E não havia razão para isso. Os Lohmeyer moram ligeiramente fora do centro, na parte da aldeia abrigada por enormes árvores de tília e borbo - que o prefeito acredita não ser dominada por radicais de direita.
Apesar dessa distância saudável, os Lohmeyer não querem deixar o lugar para os neonazistas. O casal organizou um pequeno festival de música em sua propriedade, no início de julho, trazendo bandas de rock, música latina e folk para se apresentarem em um pequeno palco atrás do albergue. O tempo estava ruim, e apenas 100 pessoas fizeram a viagem para a aldeia remota - "mas foi um bom começo", diz Horst Lohmeyer.
Tarde demais?
Ainda mais porque tudo ficou calmo - nem os militantes de direita nem os de esquerda foram até a aldeia. Sven K., preocupado que antifascistas de esquerda pudessem usar o festival como cobertura para lançar um ataque, enviou um vigia para observar o evento. Como não apareceram militantes, o próprio Sven foi até lá tomar uma cerveja com sua família no dia seguinte - "com as crianças e tudo, completamente normal e pacífico", lembra-se Lohmeyer.
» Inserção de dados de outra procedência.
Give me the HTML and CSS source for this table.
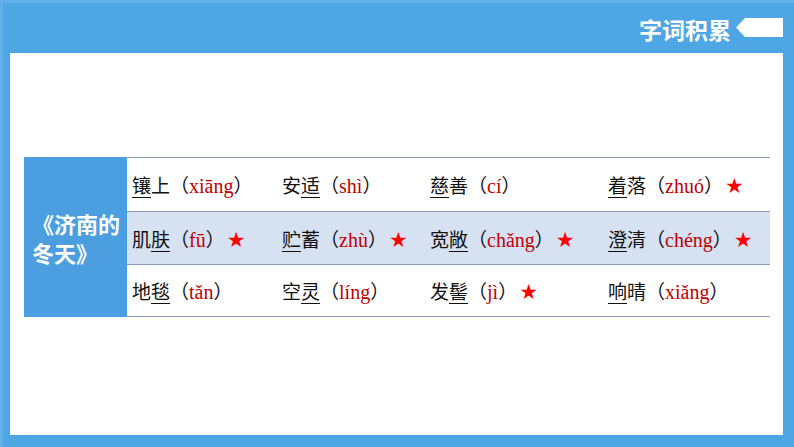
FILE: index.html
```html
<!DOCTYPE html>
<html lang="zh-CN">
<head>
<meta charset="utf-8">
<title>字词积累</title>
<link rel="stylesheet" href="styles.css">
</head>
<body>
<div class="page">
  <header class="header">
    <h1 class="title">字词积累</h1>
    <svg class="arrow" width="47" height="19" viewBox="0 0 47 19"><polygon points="9,0 47,0 47,19 9,19 0,9.5" fill="#fff"/></svg>
  </header>
  <main class="panel">
    <div class="table">
      <div class="side">《济南的<br>冬天》</div>
      <div class="row">
        <div class="cell"><span class="u">镶</span>上（<span class="py">xiāng</span>）</div>
        <div class="cell">安<span class="u">适</span>（<span class="py">shì</span>）</div>
        <div class="cell"><span class="u">慈</span>善（<span class="py">cí</span>）</div>
        <div class="cell"><span class="u">着</span>落（<span class="py">zhuó</span>）<span class="star">★</span></div>
      </div>
      <div class="row alt">
        <div class="cell">肌<span class="u">肤</span>（<span class="py">fū</span>）<span class="star">★</span></div>
        <div class="cell"><span class="u">贮</span>蓄（<span class="py">zhù</span>）<span class="star">★</span></div>
        <div class="cell">宽<span class="u">敞</span>（<span class="py">chǎng</span>）<span class="star">★</span></div>
        <div class="cell"><span class="u">澄</span>清（<span class="py">chéng</span>）<span class="star">★</span></div>
      </div>
      <div class="row">
        <div class="cell">地<span class="u">毯</span>（<span class="py">tǎn</span>）</div>
        <div class="cell">空<span class="u">灵</span>（<span class="py">líng</span>）</div>
        <div class="cell">发<span class="u">髻</span>（<span class="py">jì</span>）<span class="star">★</span></div>
        <div class="cell"><span class="u">响</span>晴（<span class="py">xiǎng</span>）</div>
      </div>
    </div>
  </main>
</div>
</body>
</html>
```
FILE: styles.css
```css
html, body {
  margin: 0;
  padding: 0;
}
body {
  width: 794px;
  height: 447px;
  background: #4fa6e4;
  box-shadow: inset 3px 3px 0 #62b0e9;
  overflow: hidden;
  font-family: "Noto Sans CJK SC", sans-serif;
}
.page {
  display: flex;
  flex-direction: column;
}
.header {
  height: 53px;
  box-sizing: border-box;
  display: flex;
  justify-content: flex-end;
  align-items: flex-start;
  padding-right: 11px;
  padding-top: 14px;
  gap: 5px;
}
.title {
  margin: 0;
  color: #fff;
  font-family: "Noto Sans CJK SC", sans-serif;
  font-weight: 700;
  font-size: 23px;
  line-height: 30px;
}
.arrow {
  margin-top: 4px;
  display: block;
}
.panel {
  margin: 0 11px 0 10px;
  height: 382px;
  background: #fff;
  box-sizing: border-box;
  padding: 104px 13px 0 14px;
}
.table {
  display: grid;
  grid-template-columns: 103px 1fr;
  grid-template-rows: 54px 53px 53px;
}
.side {
  grid-column: 1;
  grid-row: 1 / span 3;
  background: #4b9fe1;
  color: #fff;
  font-weight: 700;
  font-size: 22px;
  line-height: 29px;
  display: flex;
  align-items: center;
  padding-left: 8px;
  padding-top: 1px;
}
.row {
  grid-column: 2;
  display: grid;
  grid-template-columns: 150px 148px 178px 167px;
  border-top: 1px solid #8d9cb6;
  align-items: center;
}
.row:last-child {
  border-bottom: 1px solid #8d9cb6;
}
.alt {
  background: #d6e1f2;
}
.cell {
  padding-left: 5px;
  font-size: 19px;
  color: #111;
  white-space: nowrap;
  font-family: "Noto Sans CJK SC", serif;
  font-weight: 400;
}
.u {
  text-decoration: underline;
  text-underline-offset: 4px;
  text-decoration-thickness: 1px;
}
.py {
  font-family: "Liberation Serif", serif;
  color: #c00000;
  font-size: 20px;
}
.star {
  color: #ff0000;
  font-family: "DejaVu Sans", sans-serif;
  font-size: 21px;
  margin-left: 2px;
}
```
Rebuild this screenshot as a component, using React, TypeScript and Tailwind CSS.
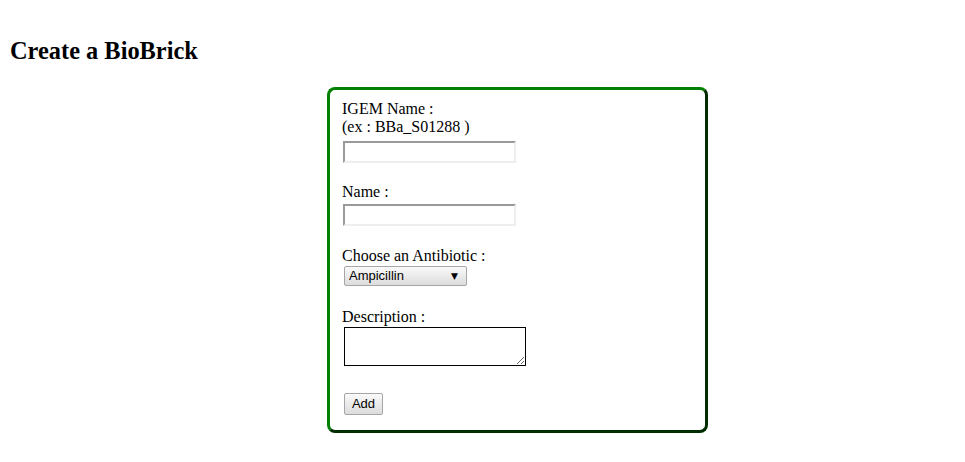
export default function App() {
  return (
    <div className="min-h-screen bg-white text-black [font-family:'Liberation_Serif',serif]">
      <h2 className="pl-[10px] pt-[37px] text-[24.4px] font-bold leading-[27px]">
        Create a BioBrick
      </h2>

      <form
        className="ml-[327px] mt-[23px] flex w-[381px] flex-col rounded-[8px] border-[3px] border-[#008000] [border-style:outset] px-[12px] pb-[15px] pt-[10px] text-[16px] leading-[18.4px]"
        onSubmit={(e) => e.preventDefault()}
      >
        <label htmlFor="igem">
          IGEM Name :
          <br />
          (ex : BBa_S01288 )
        </label>
        <input
          id="igem"
          type="text"
          className="ml-[1px] mt-[4px] h-[22px] w-[173px] border-2 border-t-[#9a9a9a] border-l-[#9a9a9a] border-b-[#eeeeee] border-r-[#eeeeee] bg-white outline-none"
        />

        <label htmlFor="name" className="mt-[20px]">
          Name :
        </label>
        <input
          id="name"
          type="text"
          className="ml-[1px] mt-[3px] h-[22px] w-[173px] border-2 border-t-[#9a9a9a] border-l-[#9a9a9a] border-b-[#eeeeee] border-r-[#eeeeee] bg-white outline-none"
        />

        <label htmlFor="antibiotic" className="mt-[21px]">
          Choose an Antibiotic :
        </label>
        <div className="relative ml-[2px] w-[123px]">
          <select
            id="antibiotic"
            className="h-[20px] w-full appearance-none rounded-[2px] border border-[#a6a6a6] bg-gradient-to-b from-[#fafafa] to-[#dcdcdc] pl-[4px] text-[13px] leading-[18px] text-black [font-family:'Liberation_Sans',sans-serif]"
          >
            <option>Ampicillin</option>
            <option>Kanamycin</option>
            <option>Chloramphenicol</option>
            <option>Tetracycline</option>
          </select>
          <span className="pointer-events-none absolute right-[9px] top-[5px] text-[9px] leading-[10px] [font-family:'DejaVu_Sans',sans-serif]">
            ▼
          </span>
        </div>

        <label htmlFor="desc" className="mt-[22px]">
          Description :
        </label>
        <textarea
          id="desc"
          className="ml-[2px] mt-[1px] h-[39px] w-[182px] border border-black bg-white outline-none"
        />

        <div className="mt-[27px]">
          <button
            type="submit"
            className="ml-[2px] h-[22px] w-[39px] rounded-[2px] border border-[#a6a6a6] bg-gradient-to-b from-[#fafafa] to-[#dcdcdc] text-[13px] text-black [font-family:'Liberation_Sans',sans-serif]"
          >
            Add
          </button>
        </div>
      </form>
    </div>
  );
}
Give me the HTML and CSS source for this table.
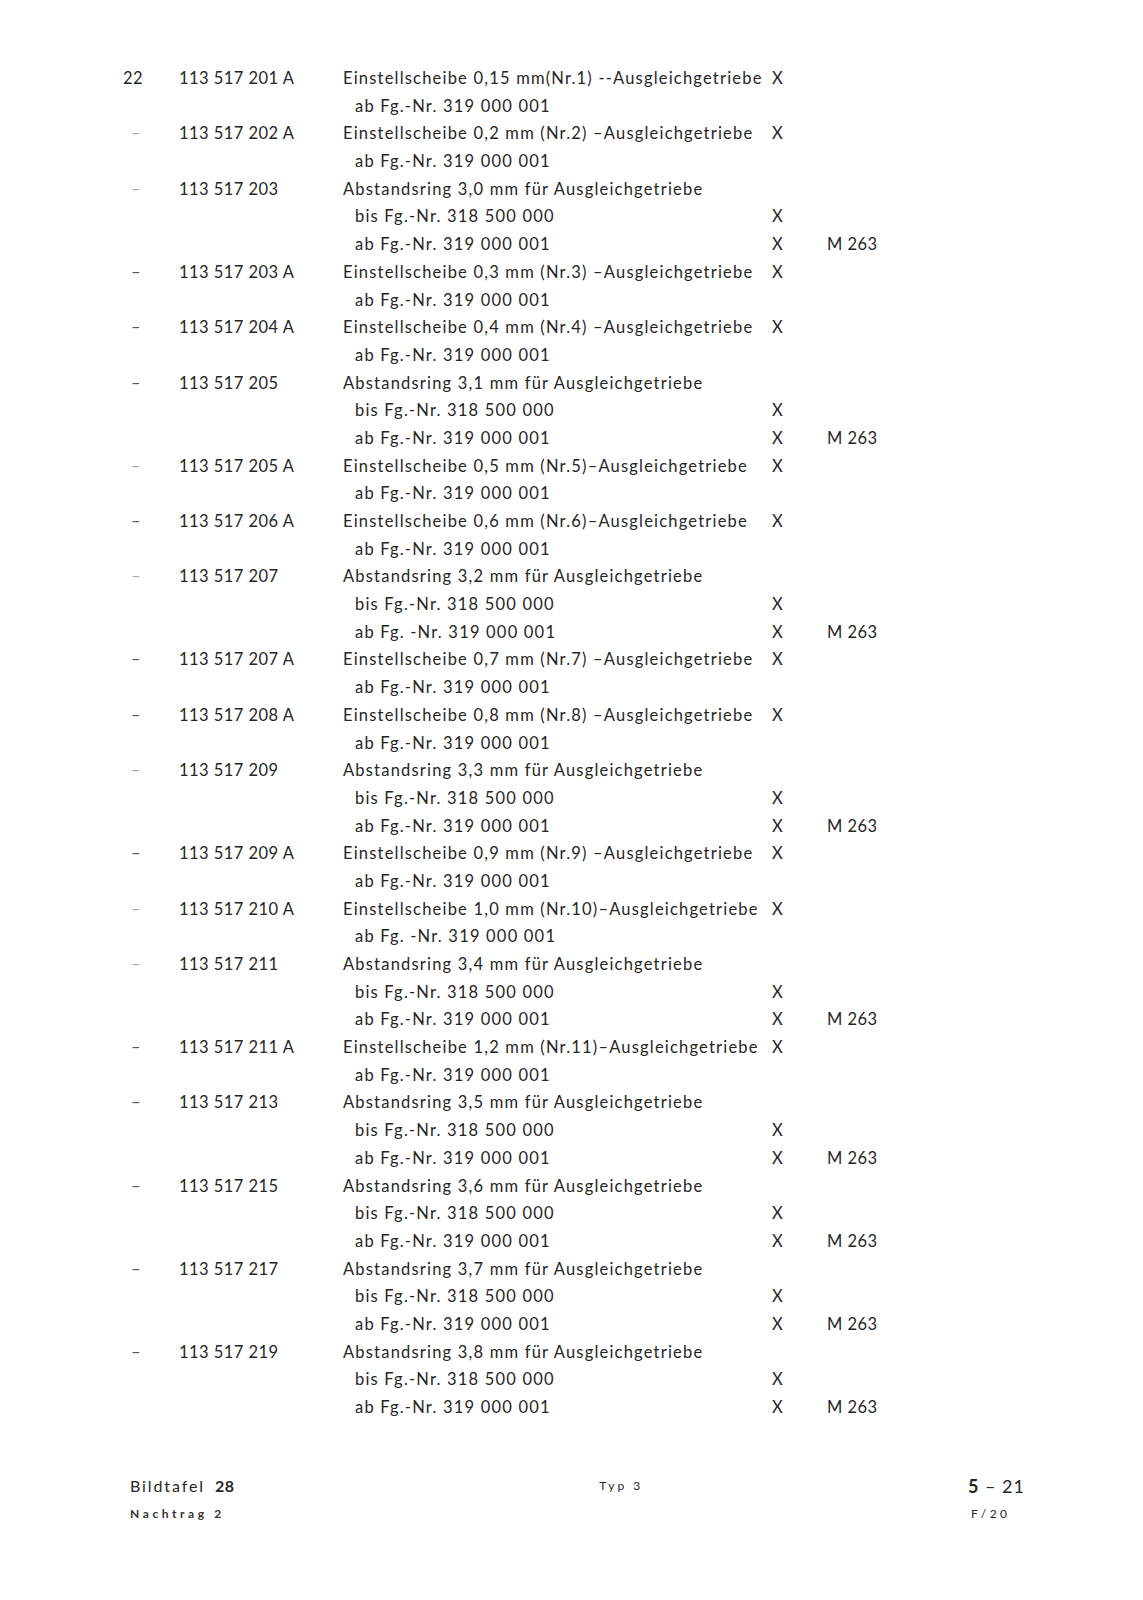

Talvez o concerto marque um novo início para Jamel, e talvez o mesmo possa ser dito da visita simbólica, há muito devida, pelos políticos. Jamel ficou mais tranqüila. "Nenhuma investigação está ocorrendo presentemente, nem por crimes políticos nem por crimes normais", diz um porta-voz da polícia. A polícia aumentou sua presença em Jamel há anos, enfatiza.
O prefeito Wandel, entretanto, sabe que a calma pode ser enganosa. Afinal, os radicais de direita efetivamente controlam a cidade. Depois de sua breve visita em janeiro, o político Robert Nieszery advertiu que "a única razão pela qual Jamel está tranqüila é porque a cidade é habitada quase exclusivamente por neonazistas".